Sint-Andries kwartier herleeft

4e wijk - Antwerpen

Schoytestraat

Arnold Schoyte stamde uit een invloedrijk geslacht van burgemeesters en schepenen. In 1543 schonk hij een stuk van zijn erf af aan de stad. Hier werd de westelijke helft van de Schoytestraat geopend. In 1595 heette dit “ Cleyn Schoytstrate “ en in het begin van de 19de eeuw “ Korte Schuitstraat “. Na het overlijden van Arnold in 1548 werd de Schoytestraat in oostelijke richting verlengd tot aan de Bredestraat.

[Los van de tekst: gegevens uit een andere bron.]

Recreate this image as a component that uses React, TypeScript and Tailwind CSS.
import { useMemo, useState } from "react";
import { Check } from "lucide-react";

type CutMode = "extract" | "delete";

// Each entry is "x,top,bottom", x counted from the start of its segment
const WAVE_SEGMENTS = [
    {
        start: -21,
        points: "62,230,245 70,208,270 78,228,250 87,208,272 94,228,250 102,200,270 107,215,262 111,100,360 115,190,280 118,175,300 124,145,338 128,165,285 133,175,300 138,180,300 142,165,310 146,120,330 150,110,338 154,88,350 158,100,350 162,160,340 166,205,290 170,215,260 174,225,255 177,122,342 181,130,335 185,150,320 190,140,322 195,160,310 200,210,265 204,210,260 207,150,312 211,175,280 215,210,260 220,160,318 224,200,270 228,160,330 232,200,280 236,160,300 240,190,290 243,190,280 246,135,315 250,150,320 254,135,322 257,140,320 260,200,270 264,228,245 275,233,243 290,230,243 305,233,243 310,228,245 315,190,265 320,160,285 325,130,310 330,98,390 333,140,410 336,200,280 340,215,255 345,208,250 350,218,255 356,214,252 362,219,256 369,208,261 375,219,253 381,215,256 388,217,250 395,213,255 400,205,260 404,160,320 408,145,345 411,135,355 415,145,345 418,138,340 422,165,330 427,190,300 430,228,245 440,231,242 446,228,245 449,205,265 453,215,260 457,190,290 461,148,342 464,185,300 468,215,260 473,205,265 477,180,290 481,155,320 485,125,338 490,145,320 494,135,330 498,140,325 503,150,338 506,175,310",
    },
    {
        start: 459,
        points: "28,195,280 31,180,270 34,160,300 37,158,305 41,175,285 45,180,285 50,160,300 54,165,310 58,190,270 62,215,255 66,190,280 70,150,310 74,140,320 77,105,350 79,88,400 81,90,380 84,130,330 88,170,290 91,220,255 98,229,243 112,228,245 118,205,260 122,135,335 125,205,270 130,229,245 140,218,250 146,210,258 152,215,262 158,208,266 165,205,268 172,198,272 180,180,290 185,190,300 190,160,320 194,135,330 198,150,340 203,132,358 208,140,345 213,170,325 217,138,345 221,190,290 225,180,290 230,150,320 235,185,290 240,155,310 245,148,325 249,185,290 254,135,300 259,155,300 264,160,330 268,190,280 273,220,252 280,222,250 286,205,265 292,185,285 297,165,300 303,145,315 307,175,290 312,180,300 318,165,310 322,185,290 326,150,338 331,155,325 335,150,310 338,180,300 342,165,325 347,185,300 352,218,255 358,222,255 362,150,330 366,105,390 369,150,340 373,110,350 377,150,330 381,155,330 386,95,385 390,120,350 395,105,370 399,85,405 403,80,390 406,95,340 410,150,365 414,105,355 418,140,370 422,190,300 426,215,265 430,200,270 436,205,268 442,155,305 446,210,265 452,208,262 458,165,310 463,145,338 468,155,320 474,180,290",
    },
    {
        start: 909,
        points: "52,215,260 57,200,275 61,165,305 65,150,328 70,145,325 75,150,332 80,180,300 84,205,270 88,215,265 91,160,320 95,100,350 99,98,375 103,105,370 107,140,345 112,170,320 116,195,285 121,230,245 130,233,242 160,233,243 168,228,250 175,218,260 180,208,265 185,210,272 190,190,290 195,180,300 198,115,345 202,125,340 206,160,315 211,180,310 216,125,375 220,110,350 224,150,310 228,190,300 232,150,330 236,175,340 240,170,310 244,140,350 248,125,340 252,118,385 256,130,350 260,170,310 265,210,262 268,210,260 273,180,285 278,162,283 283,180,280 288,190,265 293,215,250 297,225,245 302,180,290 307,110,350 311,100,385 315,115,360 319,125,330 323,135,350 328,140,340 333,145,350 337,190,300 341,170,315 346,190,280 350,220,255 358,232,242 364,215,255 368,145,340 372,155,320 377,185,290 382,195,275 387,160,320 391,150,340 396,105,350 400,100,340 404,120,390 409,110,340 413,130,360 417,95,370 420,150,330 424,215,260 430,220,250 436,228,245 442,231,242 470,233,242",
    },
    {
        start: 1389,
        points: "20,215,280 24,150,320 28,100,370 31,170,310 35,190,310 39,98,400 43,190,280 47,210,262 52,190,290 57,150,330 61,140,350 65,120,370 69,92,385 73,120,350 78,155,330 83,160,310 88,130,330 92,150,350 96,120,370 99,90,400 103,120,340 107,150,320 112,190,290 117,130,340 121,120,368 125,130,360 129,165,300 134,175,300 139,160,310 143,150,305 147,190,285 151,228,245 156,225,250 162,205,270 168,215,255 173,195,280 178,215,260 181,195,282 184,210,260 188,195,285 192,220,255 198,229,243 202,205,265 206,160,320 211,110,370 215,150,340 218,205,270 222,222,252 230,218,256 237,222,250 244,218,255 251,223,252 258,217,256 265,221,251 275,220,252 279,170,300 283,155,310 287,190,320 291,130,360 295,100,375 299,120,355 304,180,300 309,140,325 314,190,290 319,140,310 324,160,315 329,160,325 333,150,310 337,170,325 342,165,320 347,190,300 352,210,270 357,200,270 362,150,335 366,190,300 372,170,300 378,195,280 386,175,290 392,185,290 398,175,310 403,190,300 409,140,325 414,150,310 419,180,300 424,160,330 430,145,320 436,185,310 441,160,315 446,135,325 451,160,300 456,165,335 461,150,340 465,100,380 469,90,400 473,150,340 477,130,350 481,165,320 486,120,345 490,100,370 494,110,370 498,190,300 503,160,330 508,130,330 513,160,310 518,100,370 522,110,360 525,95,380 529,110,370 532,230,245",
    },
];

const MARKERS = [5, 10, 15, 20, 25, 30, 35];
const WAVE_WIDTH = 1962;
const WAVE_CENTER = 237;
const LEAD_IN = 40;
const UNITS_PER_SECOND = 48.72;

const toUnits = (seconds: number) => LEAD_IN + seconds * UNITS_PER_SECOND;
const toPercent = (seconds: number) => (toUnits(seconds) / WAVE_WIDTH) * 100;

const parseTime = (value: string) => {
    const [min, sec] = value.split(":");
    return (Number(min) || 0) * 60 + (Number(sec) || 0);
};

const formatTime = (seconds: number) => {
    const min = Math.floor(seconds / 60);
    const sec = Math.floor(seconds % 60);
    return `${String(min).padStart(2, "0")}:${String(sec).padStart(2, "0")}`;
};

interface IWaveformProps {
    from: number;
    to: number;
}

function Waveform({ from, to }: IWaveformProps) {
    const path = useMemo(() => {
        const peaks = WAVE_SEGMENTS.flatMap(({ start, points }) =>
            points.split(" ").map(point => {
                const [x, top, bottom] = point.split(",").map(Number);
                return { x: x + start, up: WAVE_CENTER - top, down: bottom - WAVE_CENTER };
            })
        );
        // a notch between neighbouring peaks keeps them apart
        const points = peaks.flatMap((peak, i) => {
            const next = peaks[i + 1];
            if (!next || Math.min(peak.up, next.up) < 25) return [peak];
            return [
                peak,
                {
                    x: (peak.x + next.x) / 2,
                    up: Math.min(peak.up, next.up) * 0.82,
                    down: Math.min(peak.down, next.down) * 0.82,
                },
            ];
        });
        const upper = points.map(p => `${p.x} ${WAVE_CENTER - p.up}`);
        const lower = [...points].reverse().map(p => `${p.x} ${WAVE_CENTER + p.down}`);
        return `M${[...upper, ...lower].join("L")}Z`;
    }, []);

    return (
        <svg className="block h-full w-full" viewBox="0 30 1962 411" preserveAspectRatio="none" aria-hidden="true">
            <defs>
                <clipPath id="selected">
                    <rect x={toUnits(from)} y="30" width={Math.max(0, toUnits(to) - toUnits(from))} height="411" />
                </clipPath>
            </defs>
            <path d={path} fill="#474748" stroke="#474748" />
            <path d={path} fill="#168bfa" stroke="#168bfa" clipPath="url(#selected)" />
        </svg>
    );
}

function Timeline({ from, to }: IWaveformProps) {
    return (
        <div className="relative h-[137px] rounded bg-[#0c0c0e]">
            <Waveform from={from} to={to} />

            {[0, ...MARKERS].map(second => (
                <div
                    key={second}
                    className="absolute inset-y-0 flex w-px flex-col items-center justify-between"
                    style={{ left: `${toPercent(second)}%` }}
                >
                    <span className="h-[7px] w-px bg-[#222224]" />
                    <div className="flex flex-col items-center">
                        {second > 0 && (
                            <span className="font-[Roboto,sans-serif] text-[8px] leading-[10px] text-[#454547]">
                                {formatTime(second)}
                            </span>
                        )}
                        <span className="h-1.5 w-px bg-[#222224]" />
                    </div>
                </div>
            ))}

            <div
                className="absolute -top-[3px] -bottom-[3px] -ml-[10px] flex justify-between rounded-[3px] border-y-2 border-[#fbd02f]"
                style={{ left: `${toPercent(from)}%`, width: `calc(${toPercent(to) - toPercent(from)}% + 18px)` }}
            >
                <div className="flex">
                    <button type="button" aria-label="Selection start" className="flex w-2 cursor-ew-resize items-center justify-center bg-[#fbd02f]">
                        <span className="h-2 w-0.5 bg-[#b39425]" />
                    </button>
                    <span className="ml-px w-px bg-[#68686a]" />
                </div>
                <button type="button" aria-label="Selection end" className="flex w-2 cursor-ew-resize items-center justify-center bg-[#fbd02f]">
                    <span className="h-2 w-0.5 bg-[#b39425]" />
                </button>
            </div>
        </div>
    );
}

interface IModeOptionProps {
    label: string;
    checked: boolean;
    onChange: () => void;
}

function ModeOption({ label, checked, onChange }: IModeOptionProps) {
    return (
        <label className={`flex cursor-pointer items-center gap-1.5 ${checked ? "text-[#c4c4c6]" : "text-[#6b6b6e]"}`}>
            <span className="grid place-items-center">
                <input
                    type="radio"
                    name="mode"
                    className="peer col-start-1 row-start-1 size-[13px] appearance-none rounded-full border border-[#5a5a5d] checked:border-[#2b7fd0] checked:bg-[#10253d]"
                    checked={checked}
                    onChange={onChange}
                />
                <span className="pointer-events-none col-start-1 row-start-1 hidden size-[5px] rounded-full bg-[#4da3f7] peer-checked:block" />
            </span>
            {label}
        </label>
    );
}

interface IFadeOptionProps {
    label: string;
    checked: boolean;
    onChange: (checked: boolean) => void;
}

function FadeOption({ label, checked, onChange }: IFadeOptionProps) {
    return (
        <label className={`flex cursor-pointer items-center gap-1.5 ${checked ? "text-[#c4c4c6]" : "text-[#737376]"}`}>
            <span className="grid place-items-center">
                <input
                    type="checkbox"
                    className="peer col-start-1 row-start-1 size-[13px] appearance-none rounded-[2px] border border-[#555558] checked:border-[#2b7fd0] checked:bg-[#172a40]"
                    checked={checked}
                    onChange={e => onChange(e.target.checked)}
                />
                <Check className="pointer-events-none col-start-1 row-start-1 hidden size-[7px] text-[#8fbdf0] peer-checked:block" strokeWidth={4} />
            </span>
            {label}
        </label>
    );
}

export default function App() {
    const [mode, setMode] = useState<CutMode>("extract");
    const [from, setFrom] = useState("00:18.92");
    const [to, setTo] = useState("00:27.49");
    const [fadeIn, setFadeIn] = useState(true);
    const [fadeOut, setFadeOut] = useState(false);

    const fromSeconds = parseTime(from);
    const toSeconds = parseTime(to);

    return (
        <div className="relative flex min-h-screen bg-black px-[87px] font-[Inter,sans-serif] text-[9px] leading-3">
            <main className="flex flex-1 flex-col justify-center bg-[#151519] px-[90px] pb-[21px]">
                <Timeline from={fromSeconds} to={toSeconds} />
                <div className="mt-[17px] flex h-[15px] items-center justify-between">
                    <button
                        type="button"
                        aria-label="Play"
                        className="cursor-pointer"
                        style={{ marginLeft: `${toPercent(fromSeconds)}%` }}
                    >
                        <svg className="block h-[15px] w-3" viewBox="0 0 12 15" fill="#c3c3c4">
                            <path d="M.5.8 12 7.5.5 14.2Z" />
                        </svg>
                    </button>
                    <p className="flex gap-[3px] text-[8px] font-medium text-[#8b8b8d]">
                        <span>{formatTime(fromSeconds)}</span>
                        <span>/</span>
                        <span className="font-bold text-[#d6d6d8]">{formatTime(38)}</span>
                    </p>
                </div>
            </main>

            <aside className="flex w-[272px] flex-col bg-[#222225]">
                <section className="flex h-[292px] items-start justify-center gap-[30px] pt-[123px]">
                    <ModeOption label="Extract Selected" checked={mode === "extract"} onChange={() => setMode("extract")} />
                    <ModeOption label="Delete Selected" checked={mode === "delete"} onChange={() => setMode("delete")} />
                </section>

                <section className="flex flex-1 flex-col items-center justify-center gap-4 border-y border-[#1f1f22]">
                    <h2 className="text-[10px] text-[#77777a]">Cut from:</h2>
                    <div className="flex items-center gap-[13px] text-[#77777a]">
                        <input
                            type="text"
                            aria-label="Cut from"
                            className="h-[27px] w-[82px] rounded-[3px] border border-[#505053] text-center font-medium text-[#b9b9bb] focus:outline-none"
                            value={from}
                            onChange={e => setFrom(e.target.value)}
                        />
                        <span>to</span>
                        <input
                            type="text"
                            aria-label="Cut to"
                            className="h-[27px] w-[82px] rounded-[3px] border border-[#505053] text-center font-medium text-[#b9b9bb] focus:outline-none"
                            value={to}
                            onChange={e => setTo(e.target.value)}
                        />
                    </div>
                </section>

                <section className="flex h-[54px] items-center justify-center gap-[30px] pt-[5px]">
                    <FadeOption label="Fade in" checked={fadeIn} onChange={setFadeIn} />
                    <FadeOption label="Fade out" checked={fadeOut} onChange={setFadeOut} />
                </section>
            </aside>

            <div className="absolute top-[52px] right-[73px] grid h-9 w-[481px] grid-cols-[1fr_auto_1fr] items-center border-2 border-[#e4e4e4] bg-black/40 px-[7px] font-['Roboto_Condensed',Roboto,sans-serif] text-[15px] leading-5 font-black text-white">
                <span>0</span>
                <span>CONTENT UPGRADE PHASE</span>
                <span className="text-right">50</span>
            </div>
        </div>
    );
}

Dit stuk heette “ Lange Schuitstraat “.
De verbastering van Schoytestraat tot Schuitstraat gaf het ontstaan aan de huisnaam “ Ghulden Schuyte “ en aan de latere herbergnaam “ De ijzeren schuit “. In 1843 verviel het onderscheid tussen Korte en Lange Schuitstraat, maar de verbasterde naam bleef nog tot 1905 in gebruik.

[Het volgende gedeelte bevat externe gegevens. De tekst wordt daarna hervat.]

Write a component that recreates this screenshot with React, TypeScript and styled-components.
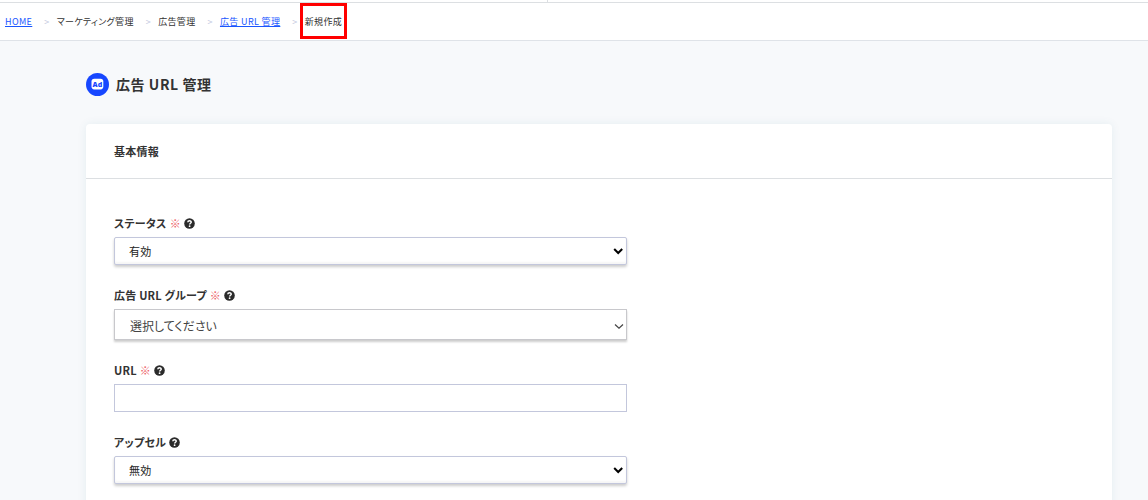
import React from 'react';
import styled, { createGlobalStyle, css } from 'styled-components';

const GlobalStyle = createGlobalStyle`
  *, *::before, *::after { box-sizing: border-box; }
  body {
    margin: 0;
    background: #f7f9fb;
    color: #333;
    font-family: "Noto Sans CJK JP", "Noto Sans", sans-serif;
    font-size: 11px;
    font-feature-settings: "palt";
    overflow: hidden;
  }
  button, input, select { font: inherit; color: inherit; font-feature-settings: inherit; }
`;

const HeaderEdge = styled.div`
  display: grid;
  grid-template-columns: 547px 1fr;
  height: 3px;
  background: #fff;
  border-bottom: 1px solid #dcdfe2;
`;

const HeaderCell = styled.div`
  & + & { border-left: 1px solid #dcdfe2; }
`;

const Breadcrumb = styled.nav`
  background: #fff;
  border-bottom: 1px solid #dfe3e8;
`;

const CrumbList = styled.ol`
  display: flex;
  align-items: center;
  height: 37px;
  margin: 0;
  padding: 0 5px;
  list-style: none;
  font-size: 9px;
  letter-spacing: 0.04em;
  white-space: nowrap;
`;

const Crumb = styled.li`
  position: relative;
  display: flex;
  align-items: center;
  & + &::before {
    content: ">";
    color: #c3c8e0;
    margin: 0 7px 0 12px;
  }
`;

const CrumbLink = styled.a`
  color: #1a56ff;
  text-decoration: underline;
`;

const Highlight = styled.span`
  position: absolute;
  top: -12px;
  bottom: -11px;
  right: -5px;
  width: 47px;
  border: 3px solid #f00;
  pointer-events: none;
`;

const Main = styled.main`
  padding: 31px 36px 0 86px;
`;

const PageHead = styled.header`
  display: flex;
  align-items: center;
  gap: 7px;
  height: 24px;
  margin-bottom: 28px;
`;

const Title = styled.h1`
  margin: 0;
  font-size: 14px;
  line-height: 24px;
  font-weight: 700;
  letter-spacing: 0.04em;
`;

const Card = styled.section`
  background: #fff;
  border-radius: 4px;
  box-shadow: 0 0 10px rgba(30, 100, 130, 0.08);
`;

const CardTitle = styled.h2`
  margin: 0;
  padding: 0 28px;
  border-bottom: 1px solid #dcdfe2;
  font-size: 11px;
  line-height: 54px;
  font-weight: 700;
  letter-spacing: 0.02em;
`;

const Form = styled.form`
  display: grid;
  gap: 21px;
  padding: 35px 28px;
`;

const Field = styled.div`
  max-width: 513px;
`;

const LabelRow = styled.div`
  display: flex;
  align-items: center;
  height: 18px;
  margin-bottom: 5px;
`;

const Label = styled.label`
  font-weight: 700;
  line-height: 18px;
  letter-spacing: 0.02em;
`;

const Required = styled.span`
  margin-left: 3px;
  color: #ec5a66;
  font-weight: 400;
`;

const HelpButton = styled.button`
  display: flex;
  margin-left: 3px;
  padding: 0;
  border: 0;
  background: none;
`;

const control = css`
  display: block;
  width: 100%;
  height: 28px;
  border: 1px solid #c3c7dc;
  border-radius: 0;
  background: #fff;
  letter-spacing: 0.02em;
`;

const SelectWrap = styled.div`
  position: relative;
`;

const Select = styled.select<{ $plain?: boolean }>`
  ${control}
  appearance: none;
  padding: 0 24px 0 14px;
  border-radius: 2px;
  color: #222;
  box-shadow: 0 2px 3px rgba(0, 0, 0, 0.2), inset 0 -2px 2px rgba(0, 0, 0, 0.04);
  ${({ $plain }) =>
    $plain &&
    css`
      height: 31px;
      padding: 2px 24px 0 15px;
      border-color: #c8c8cc;
      border-radius: 0;
      font-size: 12px;
      color: #444;
      letter-spacing: normal;
      box-shadow: 0 2px 2px rgba(0, 0, 0, 0.2);
    `}
`;

const Chevron = styled.svg`
  position: absolute;
  top: 0;
  bottom: 0;
  right: 3px;
  margin: auto 0;
  pointer-events: none;
`;

const TextInput = styled.input`
  ${control}
  padding: 0 14px;
`;

const AdMark = styled.text`
  font-family: "Open Sans", "Noto Sans", sans-serif;
  font-size: 7px;
  font-weight: 800;
`;

const AdIcon = () => (
  <svg width="23" height="23" viewBox="0 0 23 23" aria-hidden="true">
    <circle cx="11.5" cy="11.5" r="11.5" fill="#1747ff" />
    <rect x="5.5" y="5.8" width="11.8" height="10.6" rx="2.8" fill="#fff" />
    <AdMark x="11.4" y="13.6" textAnchor="middle" fill="#1747ff">Ad</AdMark>
  </svg>
);

const HelpIcon = () => (
  <svg width="11" height="11" viewBox="0 0 11 11" aria-hidden="true">
    <circle cx="5.5" cy="5.5" r="5.3" fill="#2b2b2b" />
    <path
      d="M3.8 4.2 C3.9 2.4 7.2 2.3 7.2 4.2 C7.2 5.3 5.6 5.2 5.6 6.6"
      fill="none"
      stroke="#fff"
      strokeWidth="1.5"
    />
    <circle cx="5.6" cy="8.2" r="0.9" fill="#fff" />
  </svg>
);

interface FieldHeadProps {
  id: string;
  text: string;
  required?: boolean;
}

const FieldHead = ({ id, text, required }: FieldHeadProps) => (
  <LabelRow>
    <Label htmlFor={id}>
      {text}
      {required && <Required>※</Required>}
    </Label>
    <HelpButton type="button" aria-label={`${text}のヘルプ`}>
      <HelpIcon />
    </HelpButton>
  </LabelRow>
);

interface SelectFieldProps extends FieldHeadProps {
  options: string[];
  plain?: boolean;
}

const SelectField = ({ options, plain, ...head }: SelectFieldProps) => (
  <Field>
    <FieldHead {...head} />
    <SelectWrap>
      <Select id={head.id} $plain={plain}>
        {options.map((option) => (
          <option key={option}>{option}</option>
        ))}
      </Select>
      <Chevron width="11" height="8" viewBox="0 0 11 8" aria-hidden="true">
        <path
          d={plain ? 'M2 3.5 L6 7.2 L10 3.5' : 'M1.2 2 L5.2 6 L9.2 2'}
          fill="none"
          stroke={plain ? '#444' : '#000'}
          strokeWidth={plain ? 1.2 : 2}
        />
      </Chevron>
    </SelectWrap>
  </Field>
);

export default function App() {
  return (
    <>
      <GlobalStyle />
      <HeaderEdge>
        <HeaderCell />
        <HeaderCell />
      </HeaderEdge>
      <Breadcrumb aria-label="パンくずリスト">
        <CrumbList>
          <Crumb><CrumbLink href="#home">HOME</CrumbLink></Crumb>
          <Crumb>マーケティング管理</Crumb>
          <Crumb>広告管理</Crumb>
          <Crumb><CrumbLink href="#ad-url">広告 URL 管理</CrumbLink></Crumb>
          <Crumb aria-current="page">
            新規作成
            <Highlight />
          </Crumb>
        </CrumbList>
      </Breadcrumb>
      <Main>
        <PageHead>
          <AdIcon />
          <Title>広告 URL 管理</Title>
        </PageHead>
        <Card>
          <CardTitle>基本情報</CardTitle>
          <Form>
            <SelectField id="status" text="ステータス" required options={['有効', '無効']} />
            <SelectField id="group" text="広告 URL グループ" required plain options={['選択してください']} />
            <Field>
              <FieldHead id="url" text="URL" required />
              <TextInput id="url" type="text" />
            </Field>
            <SelectField id="upsell" text="アップセル" options={['無効', '有効']} />
          </Form>
        </Card>
      </Main>
    </>
  );
}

Amand de Lattin telt in 1955 nog 14 achterbuurten, waaronder de Hazenwindhond, de
Meerminnengang, de Wereldgang ( 6 huisjes ), de Miniemengang (8 huisjes ), de Borrewatersgang ( 4 huisjes ), de Sint-Jorisgang en de Kronengang. Vijftien jaar later waren ze op twee na allemaal verdwenen. Aan de noordzijde bleef “ Blomhof “ over, een gang en kleine tuin rond 13 huisjes. Er hing een beeld van Maria met kind op de linkerarm, ondersteund door een sokkel met engelenhoofdjes. Aan de zuidzijde bevond zich de thans ook verdwenen “Engelengang“ met het bordje “ Enghelenplets “ boven de toegangspoort. Hier hing een beeld van Maria Onbevlekt Ontvangen. Geen enkel huisje had een verdieping.
Uit belastingskohieren van de 16de eeuw komen we te weten dat er ter hoogte van nrs. 8 en 10
de Geleiersbakkersgang moet hebben geweest. Aan de gevel van de straatkant hangt nu een Mariabeeldje dat dit jaar op de feestdag van Maria Boodschap door pastoor Mannaerts is ingewijd.
Het Sint-Mertensgodshuis dat in 1613 door Jan van Papenbroeck werd geopend, huisvestte 7 arme mannen. Vanaf 1886 wordt het een nachtverblijf. Daar sliepen een 30tal daklozen op britsen. Dat waren meestal zwervers die nadien nog een kwart van een brood meekregen. Later werd het achtereenvolgens een stedelijk toevluchtshuis, een tehuis voor oude mannen en een tehuis voor meisjes. In 1954 werd het ingericht als rusthuis Köhler voor valide bejaarde vrouwen. Nu is er het OCMW-verzorgingstehuis “ De Gulden Lelie “, genoemd naar de toenmalige Leliepoort. Dit was een gang met een kleine tuin en drie beeldjes :Onze-Lieve-Vrouw, Sint-Rochus en Sint-Martinus. Boven de inkomdeur hing een basreliëf met een lelie.
Er waren rond 1900 dertien cafés in de straat, waaronder ‘t Rozeke, Maxim, Belgica ( bij Mie van den Titte ) ,Neptune ( bij Anna Wouters ), In de Vluchteling ( bij Piet Waterschoot ) en Bij den Bult. “ Christus en zijn wijf “ waren de bijnamen van een oud koppel dat zich blootvoets in een paar gescheurde klompen ophield in “ ‘t Luizengevecht ” aan de hoek van de Boeksteeg. Hun echte namen waren Roeland-Bovie. Als de duiven moesten komen stond er wel 50 man te wachten aan de hoek van de Bogaardestraat. Daar hangt nu het beeld “ Onze-Lieve-Vrouw des Zaligmakers “ van beeldhouwer Walter Pompe en aan de gevel van het pand nr.61 hangt één van de oudste beelden uit de wijk : Onze-Lieve-Vrouw van Bijstand, op het voetstuk versierd met twee engelenhoofden. Het dateert van 1611.
De coöperatieve bakkerij “ Het Volk “ komt in 1929 in handen van de christelijke arbeidersbeweging. De directeur was André Kint, ACV-propagandist.
Tot slot vermelden we nog dat Edward Coremans werd geboren in de Schoytestraat als zoon van een zelfstandige schrijnwerker. Hij sprak voor het eerst Nederlands in de Kamer.